For most games, the answer suggests the kind of adventures the group will have. In fact, when I am looking at a brand new game, if I can, I’ll look at an adventure for the game before I look at the game itself. Because adventures tell the story of the game. If you read Glacial Rift of the Frost Giant Jarl, you have a pretty good idea of what 1st Edition D&D is all about. Exploring dangerous places, fighting monsters, and getting treasure. If for no other reason, this is why I think that if you’re going to try a new game (and you should always try new games!) you should also read a published adventure for that game. It should serve as a fantastic example for what the game’s all about, and how you want to set things up for your own campaigns.

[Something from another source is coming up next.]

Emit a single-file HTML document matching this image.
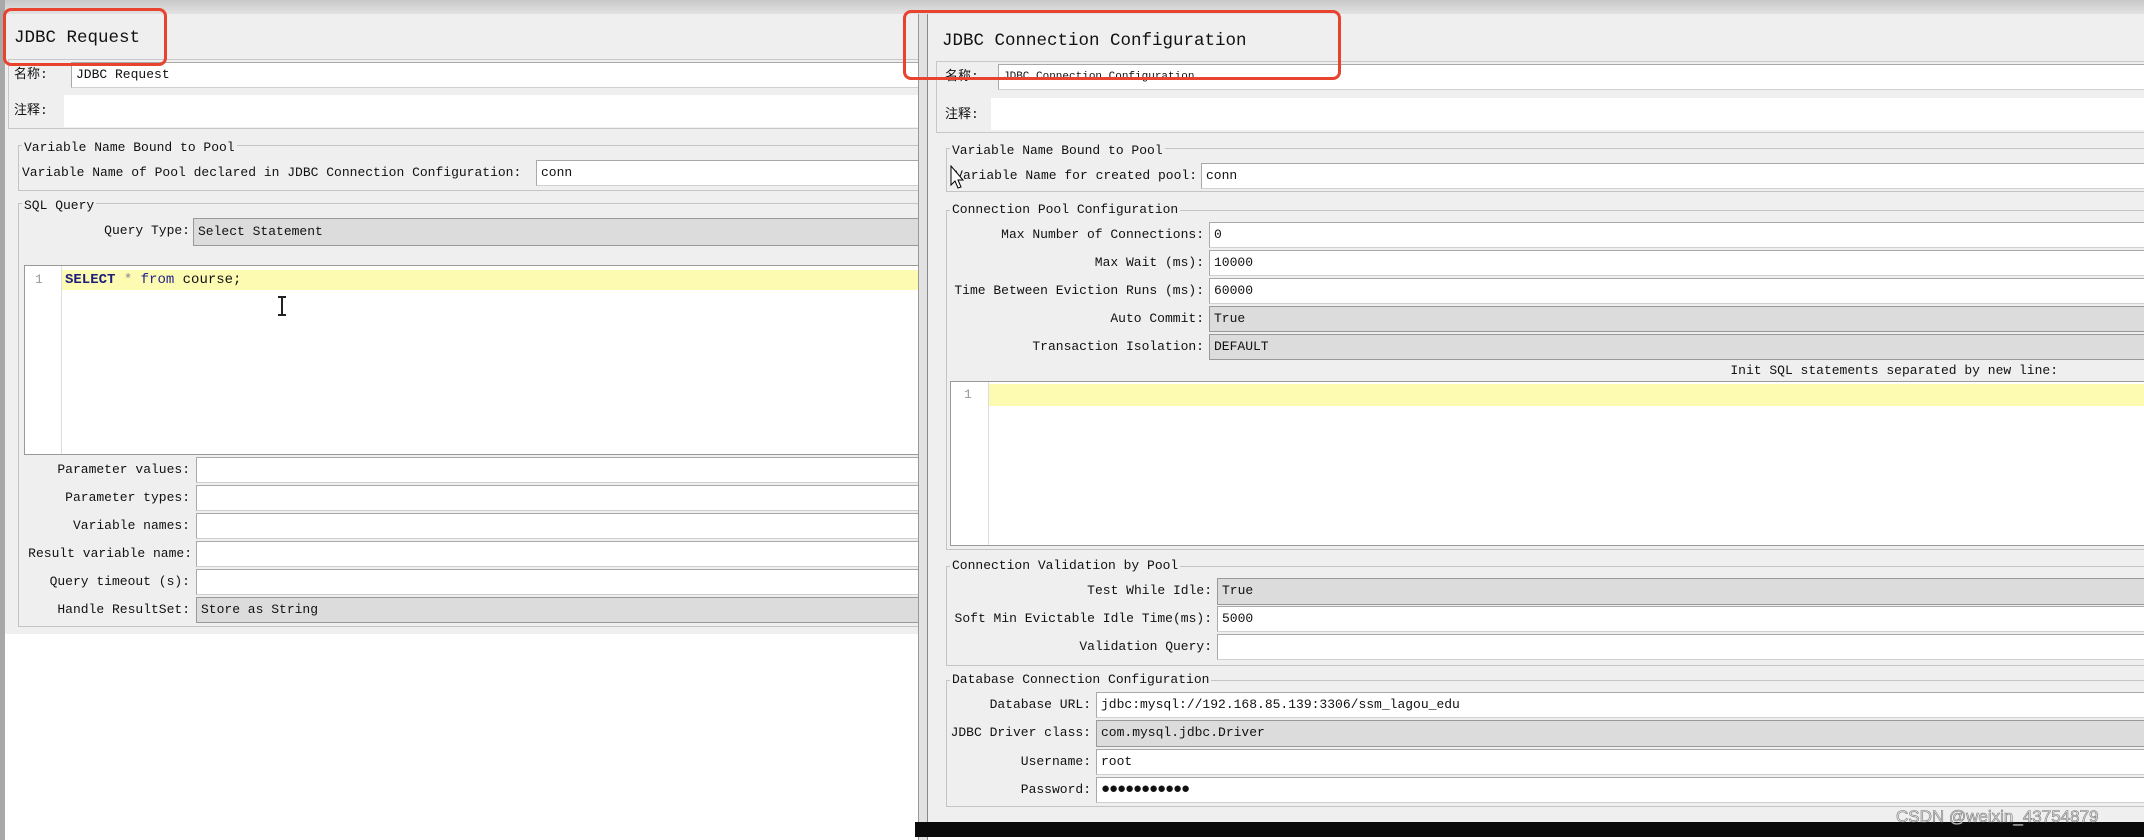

This issue became difficult with Invisible Sun, though. Because if there was anything I was sure of, it was that Invisible Sun characters don’t go on adventures. At least, not in the way that adventures are typically presented. They don’t go plumbing ancient ruins for treasure, and they don’t go on missions to save villages from orcs for a bag of gold. In fact—and I say this as the author of a lot of published adventures—adventures are kind of weird. In campaigns that I run, whether it’s Numenera, Call of Cthulhu, D&D, or anything else, the events of the game can rarely be categorized into discreet adventures. One story weaves into another, plotlines intersect and diverge, and so on.
But even then, the stories are usually fairly external to the characters. The characters are often reacting to things. And I knew that I didn’t want Invisible Sun to be that way. Invisible Sun is far more character focused. Last month, I talked about character creation, and in this game, character creation is an ongoing process. What I mean by that is that characters continue to grow and change in significant ways based on what they experience. Consider your favorite fictional character. Whether it’s Michael Corleone, Samwise Gamgee, or Leia Organa, they didn’t end up the same as they started. Their stories changed them. That’s what I want for Invisible Sun characters. That’s why players develop a character arc (and eventually multiple such arcs) for their characters right out of the gate.
I wanted the game to be character driven as well. I didn’t want the PCs to be merely reactive. “There’s trouble down at the old mill,” or “Take this message to the town on the other side of the dark swamp for me” is not how I wanted the stories to start. Character arcs figured into this as well. Because if a character has the goal of learning a particular secret, that desire (and its associated arc) will drive play. No “adventure hook” needed. PCs come with their own “hooks.”
The rules describe how players and GMs work together to choose and build a story arc. An arc can be practically anything—defeating an old enemy, discovering something lost, building something new, learning about something.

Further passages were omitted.